UPDATE 5 p.m. Thursday: After workers spent a shift on the picket line, management gave in and recognized the UAW.

Auto parts workers at the Piston Automotive factory in Toledo, Ohio, went on strike for union recognition this morning—a move that could quickly shut down production of the new Jeep Cherokee, built by Chrysler in a plant across town.

Jeep workers said production had been starting and stopping during the first shift. On the picket line, Jim Waingrow, UAW international rep for the region, said he was expecting a call from Jeep management any minute. At 2 p.m. the Piston CEO was spotted conferring with the union’s regional director.

Piston workers said 75-80 percent had signed cards asking for UAW representation, but management had refused to recognize them. The 70 workers make brake systems and struts for the Cherokee.

It’s the norm for companies to refuse to recognize new bargaining units, even when a majority of workers sign cards. These days a union’s typical next step is filing for an election with the National Labor Relations Board—but this gives the boss a chance to drag out the process and put workers through an anti-union wringer. Strikes for recognition, once common, have become rare.

Striker Trina Lawson said the plant normally ships 460 to 500 units a day to Jeep, and her hand is the last to touch them. She said workers approached the UAW when they learned that other supplier plants were paid more than the $12.55 experienced workers make.

Lawson cited instances of managers’ “picky, childish” intimidation and said workers were sometimes made to work through their breaks or lunches. Sarina McLaughlin, who torques the bolts for the knuckles and puts trailing arms on the rear brake line, said sometimes managers tell workers two minutes before quitting time that they have to stay over—and then dismisses them at 12 minutes after the hour, before extra pay would kick in.

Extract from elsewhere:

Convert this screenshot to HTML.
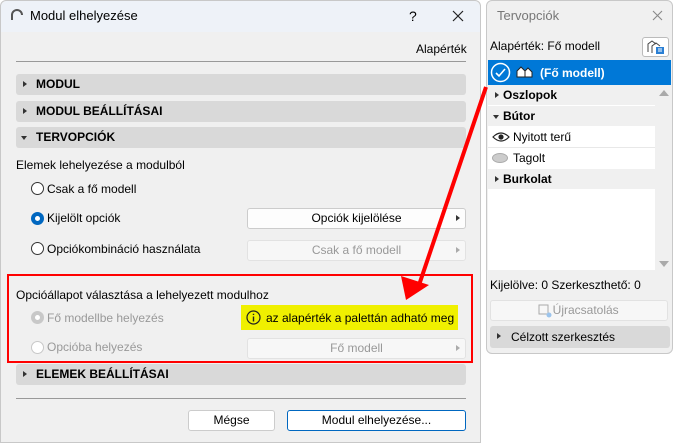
<!DOCTYPE html>
<html><head><meta charset="utf-8"><style>
*{margin:0;padding:0;box-sizing:border-box}
body{width:673px;height:443px;background:#fff;font-family:"Liberation Sans",sans-serif;font-size:12px;color:#000;position:relative;overflow:hidden}
.a{position:absolute;white-space:nowrap}
.bar{position:absolute;left:16px;width:450px;height:21px;background:#d9d9d9;border-radius:3px;font-weight:bold;font-size:12px;line-height:21px;padding-left:20px}
.bar:before{content:"";position:absolute;left:7px;top:7px;border-left:4px solid #333;border-top:3.5px solid transparent;border-bottom:3.5px solid transparent}
.bar.open:before{left:5px;top:9px;border-top:4px solid #333;border-left:3.5px solid transparent;border-right:3.5px solid transparent;border-bottom:0}
.rad{position:absolute;width:13px;height:13px;border:1px solid #333;border-radius:50%;background:#fff}
.btn{position:absolute;height:21px;background:#fdfdfd;border:1px solid #ccc;border-radius:3px;text-align:center;line-height:19px}
.btn.dis{color:#999;background:#f7f7f7;border-color:#e2e2e2}
.btn .ar{position:absolute;right:5px;top:6px;border-left:4px solid #333;border-top:3.5px solid transparent;border-bottom:3.5px solid transparent}
.btn.dis .ar{border-left-color:#aaa}
</style></head><body>
<!-- dialog -->
<div class="a" style="left:0;top:0;width:481px;height:443px;background:#f0f0f0;border:1px solid #c8c8c8;border-radius:6px 6px 0 0"></div>
<div class="a" style="left:1px;top:1px;width:479px;height:31px;background:#eef2f8;border-radius:6px 6px 0 0"></div>
<svg class="a" style="left:10px;top:9px" width="14" height="12"><path d="M2 11 V6 A5 5 0 0 1 12 6" fill="none" stroke="#555" stroke-width="2"/></svg>
<div class="a" style="left:30px;top:8px;font-size:13px">Modul elhelyezése</div>
<div class="a" style="left:409px;top:8px;font-size:14px">?</div>
<svg class="a" style="left:452px;top:10px" width="12" height="12"><path d="M1 1L11 11M11 1L1 11" stroke="#222" stroke-width="1.2"/></svg>
<div class="a" style="left:416px;top:42px">Alapérték</div>
<div class="a" style="left:16px;top:61px;width:450px;height:1px;background:#999"></div>
<div class="bar" style="top:74px">MODUL</div>
<div class="bar" style="top:101px">MODUL BEÁLLÍTÁSAI</div>
<div class="bar open" style="top:127px">TERVOPCIÓK</div>
<div class="a" style="left:16px;top:158px">Elemek lehelyezése a modulból</div>
<div class="rad" style="left:31px;top:182px"></div><div class="a" style="left:47px;top:182px">Csak a fő modell</div>
<div class="rad" style="left:31px;top:212px;border:4px solid #0067c0"></div><div class="a" style="left:47px;top:211px">Kijelölt opciók</div>
<div class="btn" style="left:247px;top:208px;width:219px">Opciók kijelölése<span class="ar"></span></div>
<div class="rad" style="left:31px;top:242px"></div><div class="a" style="left:47px;top:242px">Opciókombináció használata</div>
<div class="btn dis" style="left:247px;top:240px;width:219px">Csak a fő modell<span class="ar"></span></div>
<div class="a" style="left:7px;top:274px;width:466px;height:89px;border:2px solid #f00"></div>
<div class="a" style="left:16px;top:288px">Opcióállapot választása a lehelyezett modulhoz</div>
<div class="rad" style="left:31px;top:311px;border:4px solid #c8c8c8"></div><div class="a" style="left:47px;top:311px;color:#999">Fő modellbe helyezés</div>
<div class="a" style="left:241px;top:305px;width:217px;height:25px;background:#f0f000"></div>
<svg class="a" style="left:246px;top:310px" width="15" height="15"><circle cx="7.5" cy="7.5" r="6.5" fill="none" stroke="#222" stroke-width="1.2"/><path d="M7.5 6.5V11.5M7.5 3.8V5" stroke="#222" stroke-width="1.4"/></svg>
<div class="a" style="left:266px;top:311px">az alapérték a palettán adható meg</div>
<div class="rad" style="left:31px;top:341px;border-color:#c8c8c8"></div><div class="a" style="left:47px;top:340px;color:#999">Opcióba helyezés</div>
<div class="btn dis" style="left:247px;top:338px;width:219px">Fő modell<span class="ar"></span></div>
<div class="bar" style="top:364px">ELEMEK BEÁLLÍTÁSAI</div>
<div class="a" style="left:16px;top:398px;width:450px;height:1px;background:#999"></div>
<div class="btn" style="left:188px;top:410px;width:87px;background:#fff">Mégse</div>
<div class="btn" style="left:287px;top:410px;width:179px;background:#fff;border-color:#0067c0">Modul elhelyezése...</div>
<!-- palette -->
<div class="a" style="left:486px;top:0;width:187px;height:354px;background:#f0f0f0;border:1px solid #c8c8c8;border-radius:6px"></div>
<div class="a" style="left:497px;top:8px;font-size:13px;color:#777">Tervopciók</div>
<svg class="a" style="left:652px;top:10px" width="11" height="11"><path d="M1 1L10 10M10 1L1 10" stroke="#888" stroke-width="1.1"/></svg>
<div class="a" style="left:490px;top:39px">Alapérték: Fő modell</div>
<div class="a" style="left:642px;top:37px;width:27px;height:20px;background:#fff;border:1px solid #bbb;border-radius:3px"></div>
<svg class="a" style="left:646px;top:38px" width="20" height="18"><path d="M2 14V6l4-3 4 3M6 15V8l4-3 4 3" fill="none" stroke="#444" stroke-width="1"/><rect x="10" y="9" width="8" height="7" fill="#2a7fd4"/><path d="M12 11h4M12 13h4" stroke="#fff"/></svg>
<div class="a" style="left:488px;top:60px;width:183px;height:25px;background:#0078d7"></div>
<svg class="a" style="left:490px;top:62px" width="21" height="21"><circle cx="10.5" cy="10.5" r="9" fill="none" stroke="#fff" stroke-width="1.5"/><path d="M6 11l3 3 6-7" fill="none" stroke="#fff" stroke-width="1.6"/></svg>
<svg class="a" style="left:516px;top:66px" width="17" height="12"><path d="M1 11V5l4-4 4 4v6zM9 5l3-3 4 4v5H9" fill="#fff" stroke="#222" stroke-width="1"/></svg>
<div class="a" style="left:540px;top:66px;color:#fff;font-weight:bold">(Fő modell)</div>
<div class="a" style="left:488px;top:85px;width:167px;height:185px;background:#fff"></div>
<div class="a" style="left:655px;top:85px;width:16px;height:185px;background:#f0f0f0"></div>
<div class="a" style="left:659px;top:90px;border-bottom:6px solid #aaa;border-left:5px solid transparent;border-right:5px solid transparent"></div>
<div class="a" style="left:659px;top:261px;border-top:6px solid #aaa;border-left:5px solid transparent;border-right:5px solid transparent"></div>
<div class="bar" style="left:488px;top:85px;width:167px;background:#f0f0f0;border-radius:0;height:20px;line-height:20px;font-size:12px;padding-left:15px">Oszlopok</div>
<div class="bar open" style="left:488px;top:106px;width:167px;background:#f0f0f0;border-radius:0;height:20px;line-height:20px;font-size:12px;padding-left:15px">Bútor</div>
<svg class="a" style="left:492px;top:131px" width="18" height="12"><path d="M1 6Q9 -2 17 6Q9 14 1 6Z" fill="none" stroke="#222" stroke-width="1.2"/><circle cx="9" cy="6" r="2.6" fill="#222"/></svg>
<div class="a" style="left:513px;top:130px">Nyitott terű</div>
<div class="a" style="left:488px;top:147px;width:167px;height:1px;background:#e8e8e8"></div>
<div class="a" style="left:492px;top:153px;width:16px;height:10px;border-radius:50%;background:#ccc;border:1px solid #aaa"></div>
<div class="a" style="left:513px;top:151px">Tagolt</div>
<div class="bar" style="left:488px;top:169px;width:167px;background:#f0f0f0;border-radius:0;height:20px;line-height:20px;font-size:12px;padding-left:15px">Burkolat</div>
<div class="a" style="left:490px;top:278px">Kijelölve: 0 Szerkeszthető: 0</div>
<div class="btn dis" style="left:490px;top:300px;width:178px;height:21px">&nbsp;&nbsp;&nbsp;&nbsp;Újracsatolás</div>
<svg class="a" style="left:537px;top:303px" width="16" height="15"><rect x="2" y="2" width="9" height="9" fill="none" stroke="#aaa"/><circle cx="12" cy="12" r="2.5" fill="#9cc4ec"/></svg>
<div class="bar" style="left:490px;top:326px;width:180px;height:22px;line-height:22px;font-weight:normal;padding-left:21px">Célzott szerkesztés</div>
<!-- arrow -->
<svg class="a" style="left:0;top:0" width="673" height="443"><path d="M486 87L418 288" stroke="#f00" stroke-width="4"/><path d="M406 300L401 276L429 285Z" fill="#f00"/></svg>
</body></html>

Asked why she backed the union, McLaughlin said, “In 1982 I was making $10.54 an hour at a union Safeway bread plant in Houston. They only want to pay us $12.55 and that was 32 years ago; that’s all I got to say.”

Lawson said the plant manager gave a speech inside the plant, threatening workers with points on their record or loss of holiday pay, and warning them that a walkout would shut Jeep down—but at 9 a.m. they all walked out anyway.

Shutting Jeep down was the plan, after all. They had earlier been briefed by UAW reps on the strategy: affect production of the lucrative Jeep so that Jeep will pressure its supplier to recognize the union.

“Cigarettes have tripled, gas has quadrupled. Those people up there in the office couldn’t support their family on $12.55 an hour,” McLaughlin said. She said even temporary workers were on the line.

In 1997 the UAW used a similar strategy to take advantage of the outsize power that the “just-in-time” parts supply system gives to supplier workers. Seat builders at Johnson Controls, a supplier to Ford, stopped production of Ford’s Expedition SUV (profit: $10,000 per vehicle).

And in 2002 the union shut down Jeep production to force recognition and first contracts at four other Johnson Controls plants.

George Windau, who works at Jeep, said at the time the strike was “so devastating on production simply because of the ‘just in time’ supply philosophy used in the plants, which relies on a steady and continuous flow of these parts from Johnson Controls.”

When a reporter noted today’s display of power by Piston Automotive workers, McLaughlin laughed. “I’m loving it,” she said.